◆ WHAT IS BEING ASKED ◆
Leave out the pictures and transcribe everything else exactly.

◆ DATA SEGMENT ◆
'''

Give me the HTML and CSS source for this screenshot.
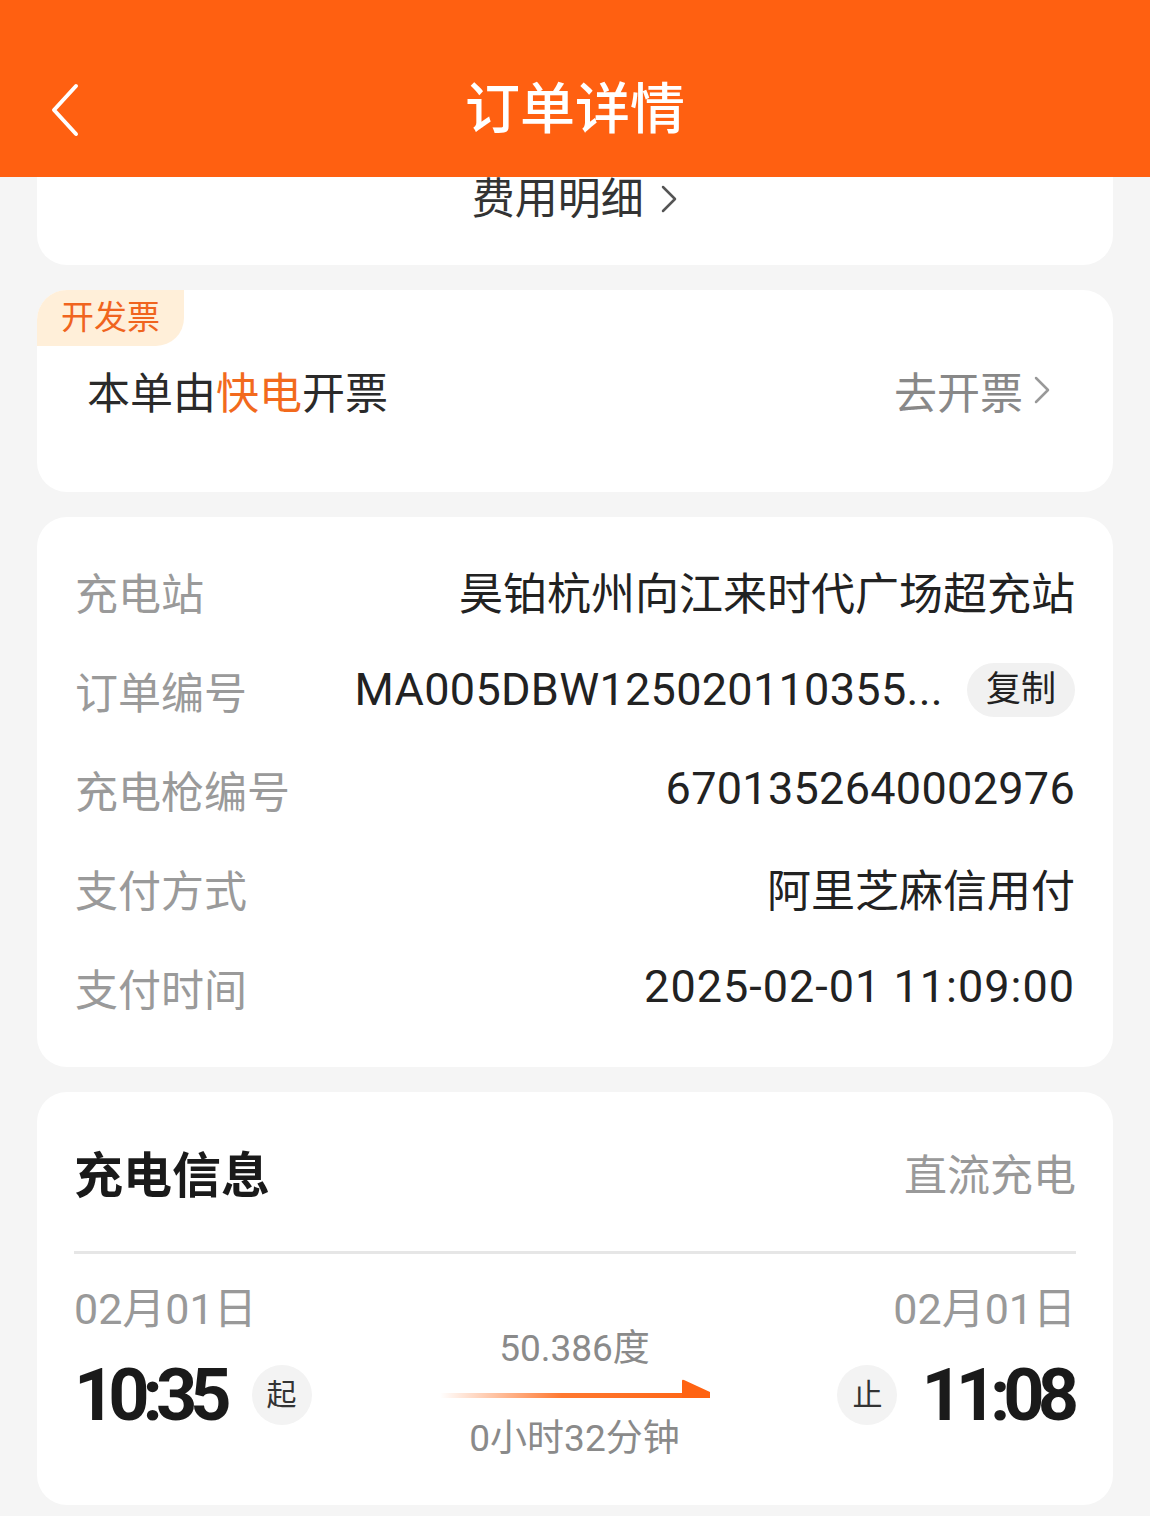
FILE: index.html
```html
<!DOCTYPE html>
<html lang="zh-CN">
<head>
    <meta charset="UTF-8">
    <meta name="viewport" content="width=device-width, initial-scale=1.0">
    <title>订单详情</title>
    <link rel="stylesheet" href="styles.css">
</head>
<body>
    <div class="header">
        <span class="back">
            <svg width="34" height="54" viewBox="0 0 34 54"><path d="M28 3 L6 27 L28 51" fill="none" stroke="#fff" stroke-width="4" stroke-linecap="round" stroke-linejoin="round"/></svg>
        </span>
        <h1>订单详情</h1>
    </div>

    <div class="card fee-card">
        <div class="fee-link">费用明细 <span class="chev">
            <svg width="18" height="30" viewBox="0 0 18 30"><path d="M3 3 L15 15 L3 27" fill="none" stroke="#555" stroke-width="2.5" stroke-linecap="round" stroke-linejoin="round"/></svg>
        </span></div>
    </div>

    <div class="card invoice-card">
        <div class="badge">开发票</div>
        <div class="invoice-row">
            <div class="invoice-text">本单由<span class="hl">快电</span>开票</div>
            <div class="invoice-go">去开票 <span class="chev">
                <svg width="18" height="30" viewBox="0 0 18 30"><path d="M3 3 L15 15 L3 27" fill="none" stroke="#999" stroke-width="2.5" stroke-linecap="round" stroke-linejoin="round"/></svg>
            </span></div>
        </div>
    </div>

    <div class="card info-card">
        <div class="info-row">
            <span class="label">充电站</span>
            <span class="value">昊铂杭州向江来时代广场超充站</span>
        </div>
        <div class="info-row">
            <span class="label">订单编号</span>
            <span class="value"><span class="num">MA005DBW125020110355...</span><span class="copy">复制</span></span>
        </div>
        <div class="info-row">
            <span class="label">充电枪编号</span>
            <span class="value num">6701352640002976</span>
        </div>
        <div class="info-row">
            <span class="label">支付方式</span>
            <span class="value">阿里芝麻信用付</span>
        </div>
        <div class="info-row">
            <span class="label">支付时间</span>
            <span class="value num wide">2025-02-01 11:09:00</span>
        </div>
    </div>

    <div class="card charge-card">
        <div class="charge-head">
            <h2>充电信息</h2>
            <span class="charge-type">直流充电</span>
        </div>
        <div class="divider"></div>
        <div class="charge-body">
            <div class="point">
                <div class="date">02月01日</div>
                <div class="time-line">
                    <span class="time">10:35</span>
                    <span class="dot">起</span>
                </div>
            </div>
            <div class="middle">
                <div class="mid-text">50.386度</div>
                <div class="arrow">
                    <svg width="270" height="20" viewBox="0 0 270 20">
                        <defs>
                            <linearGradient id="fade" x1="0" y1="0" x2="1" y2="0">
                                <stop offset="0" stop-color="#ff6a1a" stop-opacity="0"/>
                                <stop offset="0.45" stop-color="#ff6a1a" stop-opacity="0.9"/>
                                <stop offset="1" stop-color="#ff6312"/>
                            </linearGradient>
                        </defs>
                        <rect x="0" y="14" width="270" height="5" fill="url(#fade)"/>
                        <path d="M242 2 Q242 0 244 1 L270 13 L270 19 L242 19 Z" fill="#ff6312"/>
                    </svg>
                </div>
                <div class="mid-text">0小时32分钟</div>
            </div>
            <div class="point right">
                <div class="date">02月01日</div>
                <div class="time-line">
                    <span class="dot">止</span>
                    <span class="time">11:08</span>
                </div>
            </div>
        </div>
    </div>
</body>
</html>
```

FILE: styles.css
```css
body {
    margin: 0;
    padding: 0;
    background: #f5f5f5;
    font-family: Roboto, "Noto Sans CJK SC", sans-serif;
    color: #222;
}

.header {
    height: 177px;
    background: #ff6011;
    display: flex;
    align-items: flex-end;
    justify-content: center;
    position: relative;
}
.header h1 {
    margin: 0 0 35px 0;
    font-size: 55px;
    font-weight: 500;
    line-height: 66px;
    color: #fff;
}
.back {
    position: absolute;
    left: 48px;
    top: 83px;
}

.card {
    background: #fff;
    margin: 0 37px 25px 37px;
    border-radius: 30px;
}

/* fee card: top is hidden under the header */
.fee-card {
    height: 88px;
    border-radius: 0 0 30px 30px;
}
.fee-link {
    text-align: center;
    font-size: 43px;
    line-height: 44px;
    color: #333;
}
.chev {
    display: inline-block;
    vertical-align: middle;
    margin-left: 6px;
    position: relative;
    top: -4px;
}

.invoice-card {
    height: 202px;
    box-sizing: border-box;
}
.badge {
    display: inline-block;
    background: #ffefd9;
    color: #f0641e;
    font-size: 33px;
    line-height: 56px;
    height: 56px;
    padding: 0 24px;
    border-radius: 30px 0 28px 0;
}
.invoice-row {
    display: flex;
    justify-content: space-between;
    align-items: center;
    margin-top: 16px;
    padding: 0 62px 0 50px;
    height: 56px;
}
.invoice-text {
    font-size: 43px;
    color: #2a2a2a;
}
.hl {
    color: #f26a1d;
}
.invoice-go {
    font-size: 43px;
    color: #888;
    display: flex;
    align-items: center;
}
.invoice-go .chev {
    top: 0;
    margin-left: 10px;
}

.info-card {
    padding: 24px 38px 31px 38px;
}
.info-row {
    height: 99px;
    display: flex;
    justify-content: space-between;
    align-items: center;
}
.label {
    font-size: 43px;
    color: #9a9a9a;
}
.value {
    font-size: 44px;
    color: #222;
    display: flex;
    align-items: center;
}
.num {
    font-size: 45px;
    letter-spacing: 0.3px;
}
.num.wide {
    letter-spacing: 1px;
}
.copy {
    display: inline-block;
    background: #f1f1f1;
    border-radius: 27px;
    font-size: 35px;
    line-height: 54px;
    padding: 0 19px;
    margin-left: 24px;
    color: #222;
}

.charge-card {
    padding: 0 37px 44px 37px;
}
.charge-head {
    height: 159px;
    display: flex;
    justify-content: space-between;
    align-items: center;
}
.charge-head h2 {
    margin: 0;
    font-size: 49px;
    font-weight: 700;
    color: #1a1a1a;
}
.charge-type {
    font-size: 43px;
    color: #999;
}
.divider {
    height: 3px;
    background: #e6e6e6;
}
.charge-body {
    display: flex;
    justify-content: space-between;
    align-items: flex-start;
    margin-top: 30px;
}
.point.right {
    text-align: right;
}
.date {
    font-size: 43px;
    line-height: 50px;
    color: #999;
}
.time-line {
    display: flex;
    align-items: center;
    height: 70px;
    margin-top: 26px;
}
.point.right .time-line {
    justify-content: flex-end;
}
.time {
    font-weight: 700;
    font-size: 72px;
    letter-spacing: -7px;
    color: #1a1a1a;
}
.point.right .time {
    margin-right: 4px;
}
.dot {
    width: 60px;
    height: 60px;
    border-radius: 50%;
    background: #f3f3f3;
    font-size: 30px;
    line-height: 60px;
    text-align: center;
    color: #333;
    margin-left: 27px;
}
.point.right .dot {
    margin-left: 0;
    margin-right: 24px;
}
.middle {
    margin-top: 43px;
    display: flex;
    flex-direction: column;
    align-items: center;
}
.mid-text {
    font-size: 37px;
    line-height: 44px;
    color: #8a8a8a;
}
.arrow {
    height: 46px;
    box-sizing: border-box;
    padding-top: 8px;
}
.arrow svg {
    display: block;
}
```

'''

◆ ANSWER TO THE EXERCISE ◆
Give me the HTML and CSS source for this screenshot.
FILE: index.html
```html
<!DOCTYPE html>
<html lang="zh-CN">
<head>
    <meta charset="UTF-8">
    <meta name="viewport" content="width=device-width, initial-scale=1.0">
    <title>订单详情</title>
    <link rel="stylesheet" href="styles.css">
</head>
<body>
    <div class="header">
        <span class="back">
            <svg width="34" height="54" viewBox="0 0 34 54"><path d="M28 3 L6 27 L28 51" fill="none" stroke="#fff" stroke-width="4" stroke-linecap="round" stroke-linejoin="round"/></svg>
        </span>
        <h1>订单详情</h1>
    </div>

    <div class="card fee-card">
        <div class="fee-link">费用明细 <span class="chev">
            <svg width="18" height="30" viewBox="0 0 18 30"><path d="M3 3 L15 15 L3 27" fill="none" stroke="#555" stroke-width="2.5" stroke-linecap="round" stroke-linejoin="round"/></svg>
        </span></div>
    </div>

    <div class="card invoice-card">
        <div class="badge">开发票</div>
        <div class="invoice-row">
            <div class="invoice-text">本单由<span class="hl">快电</span>开票</div>
            <div class="invoice-go">去开票 <span class="chev">
                <svg width="18" height="30" viewBox="0 0 18 30"><path d="M3 3 L15 15 L3 27" fill="none" stroke="#999" stroke-width="2.5" stroke-linecap="round" stroke-linejoin="round"/></svg>
            </span></div>
        </div>
    </div>

    <div class="card info-card">
        <div class="info-row">
            <span class="label">充电站</span>
            <span class="value">昊铂杭州向江来时代广场超充站</span>
        </div>
        <div class="info-row">
            <span class="label">订单编号</span>
            <span class="value"><span class="num">MA005DBW125020110355...</span><span class="copy">复制</span></span>
        </div>
        <div class="info-row">
            <span class="label">充电枪编号</span>
            <span class="value num">6701352640002976</span>
        </div>
        <div class="info-row">
            <span class="label">支付方式</span>
            <span class="value">阿里芝麻信用付</span>
        </div>
        <div class="info-row">
            <span class="label">支付时间</span>
            <span class="value num wide">2025-02-01 11:09:00</span>
        </div>
    </div>

    <div class="card charge-card">
        <div class="charge-head">
            <h2>充电信息</h2>
            <span class="charge-type">直流充电</span>
        </div>
        <div class="divider"></div>
        <div class="charge-body">
            <div class="point">
                <div class="date">02月01日</div>
                <div class="time-line">
                    <span class="time">10:35</span>
                    <span class="dot">起</span>
                </div>
            </div>
            <div class="middle">
                <div class="mid-text">50.386度</div>
                <div class="arrow">
                    <svg width="270" height="20" viewBox="0 0 270 20">
                        <defs>
                            <linearGradient id="fade" x1="0" y1="0" x2="1" y2="0">
                                <stop offset="0" stop-color="#ff6a1a" stop-opacity="0"/>
                                <stop offset="0.45" stop-color="#ff6a1a" stop-opacity="0.9"/>
                                <stop offset="1" stop-color="#ff6312"/>
                            </linearGradient>
                        </defs>
                        <rect x="0" y="14" width="270" height="5" fill="url(#fade)"/>
                        <path d="M242 2 Q242 0 244 1 L270 13 L270 19 L242 19 Z" fill="#ff6312"/>
                    </svg>
                </div>
                <div class="mid-text">0小时32分钟</div>
            </div>
            <div class="point right">
                <div class="date">02月01日</div>
                <div class="time-line">
                    <span class="dot">止</span>
                    <span class="time">11:08</span>
                </div>
            </div>
        </div>
    </div>
</body>
</html>
```

FILE: styles.css
```css
body {
    margin: 0;
    padding: 0;
    background: #f5f5f5;
    font-family: Roboto, "Noto Sans CJK SC", sans-serif;
    color: #222;
}

.header {
    height: 177px;
    background: #ff6011;
    display: flex;
    align-items: flex-end;
    justify-content: center;
    position: relative;
}
.header h1 {
    margin: 0 0 35px 0;
    font-size: 55px;
    font-weight: 500;
    line-height: 66px;
    color: #fff;
}
.back {
    position: absolute;
    left: 48px;
    top: 83px;
}

.card {
    background: #fff;
    margin: 0 37px 25px 37px;
    border-radius: 30px;
}

/* fee card: top is hidden under the header */
.fee-card {
    height: 88px;
    border-radius: 0 0 30px 30px;
}
.fee-link {
    text-align: center;
    font-size: 43px;
    line-height: 44px;
    color: #333;
}
.chev {
    display: inline-block;
    vertical-align: middle;
    margin-left: 6px;
    position: relative;
    top: -4px;
}

.invoice-card {
    height: 202px;
    box-sizing: border-box;
}
.badge {
    display: inline-block;
    background: #ffefd9;
    color: #f0641e;
    font-size: 33px;
    line-height: 56px;
    height: 56px;
    padding: 0 24px;
    border-radius: 30px 0 28px 0;
}
.invoice-row {
    display: flex;
    justify-content: space-between;
    align-items: center;
    margin-top: 16px;
    padding: 0 62px 0 50px;
    height: 56px;
}
.invoice-text {
    font-size: 43px;
    color: #2a2a2a;
}
.hl {
    color: #f26a1d;
}
.invoice-go {
    font-size: 43px;
    color: #888;
    display: flex;
    align-items: center;
}
.invoice-go .chev {
    top: 0;
    margin-left: 10px;
}

.info-card {
    padding: 24px 38px 31px 38px;
}
.info-row {
    height: 99px;
    display: flex;
    justify-content: space-between;
    align-items: center;
}
.label {
    font-size: 43px;
    color: #9a9a9a;
}
.value {
    font-size: 44px;
    color: #222;
    display: flex;
    align-items: center;
}
.num {
    font-size: 45px;
    letter-spacing: 0.3px;
}
.num.wide {
    letter-spacing: 1px;
}
.copy {
    display: inline-block;
    background: #f1f1f1;
    border-radius: 27px;
    font-size: 35px;
    line-height: 54px;
    padding: 0 19px;
    margin-left: 24px;
    color: #222;
}

.charge-card {
    padding: 0 37px 44px 37px;
}
.charge-head {
    height: 159px;
    display: flex;
    justify-content: space-between;
    align-items: center;
}
.charge-head h2 {
    margin: 0;
    font-size: 49px;
    font-weight: 700;
    color: #1a1a1a;
}
.charge-type {
    font-size: 43px;
    color: #999;
}
.divider {
    height: 3px;
    background: #e6e6e6;
}
.charge-body {
    display: flex;
    justify-content: space-between;
    align-items: flex-start;
    margin-top: 30px;
}
.point.right {
    text-align: right;
}
.date {
    font-size: 43px;
    line-height: 50px;
    color: #999;
}
.time-line {
    display: flex;
    align-items: center;
    height: 70px;
    margin-top: 26px;
}
.point.right .time-line {
    justify-content: flex-end;
}
.time {
    font-weight: 700;
    font-size: 72px;
    letter-spacing: -7px;
    color: #1a1a1a;
}
.point.right .time {
    margin-right: 4px;
}
.dot {
    width: 60px;
    height: 60px;
    border-radius: 50%;
    background: #f3f3f3;
    font-size: 30px;
    line-height: 60px;
    text-align: center;
    color: #333;
    margin-left: 27px;
}
.point.right .dot {
    margin-left: 0;
    margin-right: 24px;
}
.middle {
    margin-top: 43px;
    display: flex;
    flex-direction: column;
    align-items: center;
}
.mid-text {
    font-size: 37px;
    line-height: 44px;
    color: #8a8a8a;
}
.arrow {
    height: 46px;
    box-sizing: border-box;
    padding-top: 8px;
}
.arrow svg {
    display: block;
}
```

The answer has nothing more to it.